--- Start Data extract ---

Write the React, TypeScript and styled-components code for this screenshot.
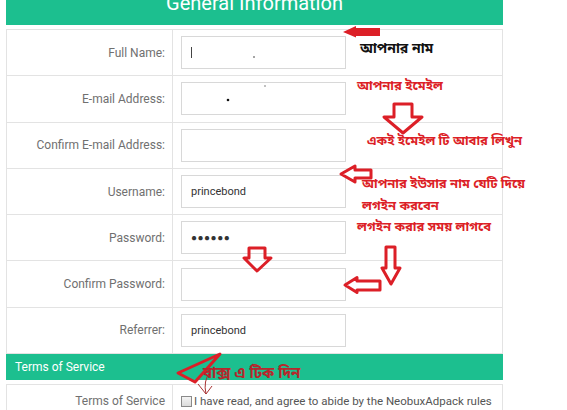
import React from 'react';
import styled, { createGlobalStyle } from 'styled-components';

const GREEN = '#1cbf8f';
const LINE = '#e3e3e3';
const RED = '#dc1f27';

const GlobalStyle = createGlobalStyle`
  html, body {
    margin: 0;
    padding: 0;
    background: #ffffff;
  }
  body {
    font-family: Roboto, 'Liberation Sans', sans-serif;
    overflow: hidden;
  }
`;

const Page = styled.div`
  position: relative;
  width: 567px;
  height: 410px;
  padding-left: 6px;
  box-sizing: border-box;
  overflow: hidden;
`;

const Form = styled.div`
  width: 497px;
  display: flex;
  flex-direction: column;
`;

const Header = styled.div`
  height: 25px;
  background: ${GREEN};
  overflow: hidden;
  display: flex;
  justify-content: center;
`;

const Title = styled.h2`
  margin: -7px 0 0;
  font-size: 20px;
  line-height: 20px;
  font-weight: 400;
  color: #ffffff;
`;

const Table = styled.div`
  margin-top: 4px;
  border: 1px solid ${LINE};
`;

const Row = styled.div<{ $h: number }>`
  display: grid;
  grid-template-columns: 166px 1fr;
  height: ${(p) => p.$h}px;
  & + & {
    border-top: 1px solid ${LINE};
  }
`;

const Label = styled.div`
  display: flex;
  align-items: center;
  justify-content: flex-end;
  padding-right: 7px;
  border-right: 1px solid ${LINE};
  font-size: 12px;
  color: #707070;
`;

const Cell = styled.div`
  display: flex;
  align-items: center;
  padding-left: 8px;
  gap: 2px;
`;

const Field = styled.div<{ $secret?: boolean }>`
  width: 165px;
  height: 33px;
  box-sizing: border-box;
  border: 1px solid #d8d8d8;
  background: #ffffff;
  display: flex;
  align-items: center;
  padding: 0 9px;
  font-size: ${(p) => (p.$secret ? '10px' : '11px')};
  letter-spacing: ${(p) => (p.$secret ? '0.5px' : '0')};
  color: #333333;
`;

const Caret = styled.span`
  width: 1px;
  height: 11px;
  background: #444444;
`;

const Section = styled.div`
  height: 26px;
  background: ${GREEN};
  display: flex;
  align-items: center;
  padding-left: 9px;
  font-size: 12px;
  color: #ffffff;
`;

const Check = styled.span`
  flex: none;
  width: 9px;
  height: 9px;
  border: 1px solid #8a8a8a;
  background: linear-gradient(#f4f4f4, #dcdcdc);
`;

const Agree = styled.span`
  white-space: nowrap;
  font-size: 11.5px;
  color: #555555;
`;

const Overlay = styled.svg`
  position: absolute;
  left: 0;
  top: 0;
  pointer-events: none;
`;

const Note = styled.span<{ $x: number; $y: number; $size: number; $color: string }>`
  position: absolute;
  left: ${(p) => p.$x}px;
  top: ${(p) => p.$y - 9}px;
  line-height: 18px;
  white-space: nowrap;
  font-family: 'Noto Sans Bengali', 'Lohit Bengali', 'Noto Sans', 'FreeSans', sans-serif;
  font-size: ${(p) => p.$size}px;
  font-weight: 700;
  color: ${(p) => p.$color};
`;

const fields = [
  { label: 'Full Name:', value: 'caret' },
  { label: 'E-mail Address:', value: '' },
  { label: 'Confirm E-mail Address:', value: '' },
  { label: 'Username:', value: 'princebond' },
  { label: 'Password:', value: '●●●●●●', secret: true },
  { label: 'Confirm Password:', value: '' },
  { label: 'Referrer:', value: 'princebond' },
];

const notes = [
  { text: 'আপনার নাম', x: 360, y: 50, size: 14, color: '#111111' },
  { text: 'আপনার ইমেইল', x: 357, y: 87, size: 13, color: RED },
  { text: 'একই ইমেইল টি আবার লিখুন', x: 367, y: 142, size: 13, color: RED },
  { text: 'আপনার ইউসার নাম যেটি দিয়ে', x: 362, y: 185, size: 13, color: RED },
  { text: 'লগইন করবেন', x: 362, y: 207, size: 13, color: RED },
  { text: 'লগইন করার সময় লাগবে', x: 357, y: 228, size: 13, color: RED },
  { text: 'বাক্স এ টিক দিন', x: 203, y: 374, size: 15, color: '#b8262c' },
];

const hollow = { fill: 'none', stroke: RED, strokeWidth: 3, strokeLinejoin: 'round' as const };

export default function App() {
  return (
    <>
      <GlobalStyle />
      <Page>
        <Form>
          <Header>
            <Title>General Information</Title>
          </Header>
          <Table>
            {fields.map((f) => (
              <Row key={f.label} $h={45.3}>
                <Label>{f.label}</Label>
                <Cell>
                  <Field $secret={f.secret}>
                    {f.value === 'caret' ? <Caret /> : f.value}
                  </Field>
                </Cell>
              </Row>
            ))}
          </Table>
          <Section>Terms of Service</Section>
          <Table>
            <Row $h={32}>
              <Label>Terms of Service</Label>
              <Cell>
                <Check />
                <Agree>I have read, and agree to abide by the NeobuxAdpack rules</Agree>
              </Cell>
            </Row>
          </Table>
        </Form>

        <Overlay width="567" height="410" viewBox="0 0 567 410">
          <circle cx="254" cy="57" r="0.8" fill="#333" />
          <circle cx="265" cy="86" r="0.7" fill="#555" />
          <circle cx="228" cy="100" r="1.3" fill="#111" />
          <polygon points="343,32 356,26 356,28 380,28 380,36 356,36 356,37.5" fill={RED} />
          <polygon points="394,104 412,104 412,117 422,117 403,133 384,117 394,117" {...hollow} />
          <polygon points="341,174 355,166 355,170 371,170 371,178 355,178 355,182" {...hollow} />
          <polygon points="249,248 265,248 265,258 271,258 257,271 244,258 249,258" {...hollow} />
          <polygon points="386,247 395,247 395,268 400,268 391,284 382,268 386,268" {...hollow} />
          <polygon points="345,285 357,277.5 357,281 380,281 380,290 357,290 357,292.5" {...hollow} />
          <polygon points="220,354 178,373 195,382" {...hollow} />
          <path
            d="M210 372 Q203 381 206 394 M198 384 L206 394 L212 386"
            fill="none"
            stroke="#a83232"
            strokeWidth="1"
          />
        </Overlay>
        {notes.map((n) => (
          <Note key={n.text} $x={n.x} $y={n.y} $size={n.size} $color={n.color}>
            {n.text}
          </Note>
        ))}
      </Page>
    </>
  );
}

--- End Data extract ---

Instructions for the task: Repeat the listing in full and exactly. Leave any pictures out.

Task answer:
Write the React, TypeScript and styled-components code for this screenshot.
import React from 'react';
import styled, { createGlobalStyle } from 'styled-components';

const GREEN = '#1cbf8f';
const LINE = '#e3e3e3';
const RED = '#dc1f27';

const GlobalStyle = createGlobalStyle`
  html, body {
    margin: 0;
    padding: 0;
    background: #ffffff;
  }
  body {
    font-family: Roboto, 'Liberation Sans', sans-serif;
    overflow: hidden;
  }
`;

const Page = styled.div`
  position: relative;
  width: 567px;
  height: 410px;
  padding-left: 6px;
  box-sizing: border-box;
  overflow: hidden;
`;

const Form = styled.div`
  width: 497px;
  display: flex;
  flex-direction: column;
`;

const Header = styled.div`
  height: 25px;
  background: ${GREEN};
  overflow: hidden;
  display: flex;
  justify-content: center;
`;

const Title = styled.h2`
  margin: -7px 0 0;
  font-size: 20px;
  line-height: 20px;
  font-weight: 400;
  color: #ffffff;
`;

const Table = styled.div`
  margin-top: 4px;
  border: 1px solid ${LINE};
`;

const Row = styled.div<{ $h: number }>`
  display: grid;
  grid-template-columns: 166px 1fr;
  height: ${(p) => p.$h}px;
  & + & {
    border-top: 1px solid ${LINE};
  }
`;

const Label = styled.div`
  display: flex;
  align-items: center;
  justify-content: flex-end;
  padding-right: 7px;
  border-right: 1px solid ${LINE};
  font-size: 12px;
  color: #707070;
`;

const Cell = styled.div`
  display: flex;
  align-items: center;
  padding-left: 8px;
  gap: 2px;
`;

const Field = styled.div<{ $secret?: boolean }>`
  width: 165px;
  height: 33px;
  box-sizing: border-box;
  border: 1px solid #d8d8d8;
  background: #ffffff;
  display: flex;
  align-items: center;
  padding: 0 9px;
  font-size: ${(p) => (p.$secret ? '10px' : '11px')};
  letter-spacing: ${(p) => (p.$secret ? '0.5px' : '0')};
  color: #333333;
`;

const Caret = styled.span`
  width: 1px;
  height: 11px;
  background: #444444;
`;

const Section = styled.div`
  height: 26px;
  background: ${GREEN};
  display: flex;
  align-items: center;
  padding-left: 9px;
  font-size: 12px;
  color: #ffffff;
`;

const Check = styled.span`
  flex: none;
  width: 9px;
  height: 9px;
  border: 1px solid #8a8a8a;
  background: linear-gradient(#f4f4f4, #dcdcdc);
`;

const Agree = styled.span`
  white-space: nowrap;
  font-size: 11.5px;
  color: #555555;
`;

const Overlay = styled.svg`
  position: absolute;
  left: 0;
  top: 0;
  pointer-events: none;
`;

const Note = styled.span<{ $x: number; $y: number; $size: number; $color: string }>`
  position: absolute;
  left: ${(p) => p.$x}px;
  top: ${(p) => p.$y - 9}px;
  line-height: 18px;
  white-space: nowrap;
  font-family: 'Noto Sans Bengali', 'Lohit Bengali', 'Noto Sans', 'FreeSans', sans-serif;
  font-size: ${(p) => p.$size}px;
  font-weight: 700;
  color: ${(p) => p.$color};
`;

const fields = [
  { label: 'Full Name:', value: 'caret' },
  { label: 'E-mail Address:', value: '' },
  { label: 'Confirm E-mail Address:', value: '' },
  { label: 'Username:', value: 'princebond' },
  { label: 'Password:', value: '●●●●●●', secret: true },
  { label: 'Confirm Password:', value: '' },
  { label: 'Referrer:', value: 'princebond' },
];

const notes = [
  { text: 'আপনার নাম', x: 360, y: 50, size: 14, color: '#111111' },
  { text: 'আপনার ইমেইল', x: 357, y: 87, size: 13, color: RED },
  { text: 'একই ইমেইল টি আবার লিখুন', x: 367, y: 142, size: 13, color: RED },
  { text: 'আপনার ইউসার নাম যেটি দিয়ে', x: 362, y: 185, size: 13, color: RED },
  { text: 'লগইন করবেন', x: 362, y: 207, size: 13, color: RED },
  { text: 'লগইন করার সময় লাগবে', x: 357, y: 228, size: 13, color: RED },
  { text: 'বাক্স এ টিক দিন', x: 203, y: 374, size: 15, color: '#b8262c' },
];

const hollow = { fill: 'none', stroke: RED, strokeWidth: 3, strokeLinejoin: 'round' as const };

export default function App() {
  return (
    <>
      <GlobalStyle />
      <Page>
        <Form>
          <Header>
            <Title>General Information</Title>
          </Header>
          <Table>
            {fields.map((f) => (
              <Row key={f.label} $h={45.3}>
                <Label>{f.label}</Label>
                <Cell>
                  <Field $secret={f.secret}>
                    {f.value === 'caret' ? <Caret /> : f.value}
                  </Field>
                </Cell>
              </Row>
            ))}
          </Table>
          <Section>Terms of Service</Section>
          <Table>
            <Row $h={32}>
              <Label>Terms of Service</Label>
              <Cell>
                <Check />
                <Agree>I have read, and agree to abide by the NeobuxAdpack rules</Agree>
              </Cell>
            </Row>
          </Table>
        </Form>

        <Overlay width="567" height="410" viewBox="0 0 567 410">
          <circle cx="254" cy="57" r="0.8" fill="#333" />
          <circle cx="265" cy="86" r="0.7" fill="#555" />
          <circle cx="228" cy="100" r="1.3" fill="#111" />
          <polygon points="343,32 356,26 356,28 380,28 380,36 356,36 356,37.5" fill={RED} />
          <polygon points="394,104 412,104 412,117 422,117 403,133 384,117 394,117" {...hollow} />
          <polygon points="341,174 355,166 355,170 371,170 371,178 355,178 355,182" {...hollow} />
          <polygon points="249,248 265,248 265,258 271,258 257,271 244,258 249,258" {...hollow} />
          <polygon points="386,247 395,247 395,268 400,268 391,284 382,268 386,268" {...hollow} />
          <polygon points="345,285 357,277.5 357,281 380,281 380,290 357,290 357,292.5" {...hollow} />
          <polygon points="220,354 178,373 195,382" {...hollow} />
          <path
            d="M210 372 Q203 381 206 394 M198 384 L206 394 L212 386"
            fill="none"
            stroke="#a83232"
            strokeWidth="1"
          />
        </Overlay>
        {notes.map((n) => (
          <Note key={n.text} $x={n.x} $y={n.y} $size={n.size} $color={n.color}>
            {n.text}
          </Note>
        ))}
      </Page>
    </>
  );
}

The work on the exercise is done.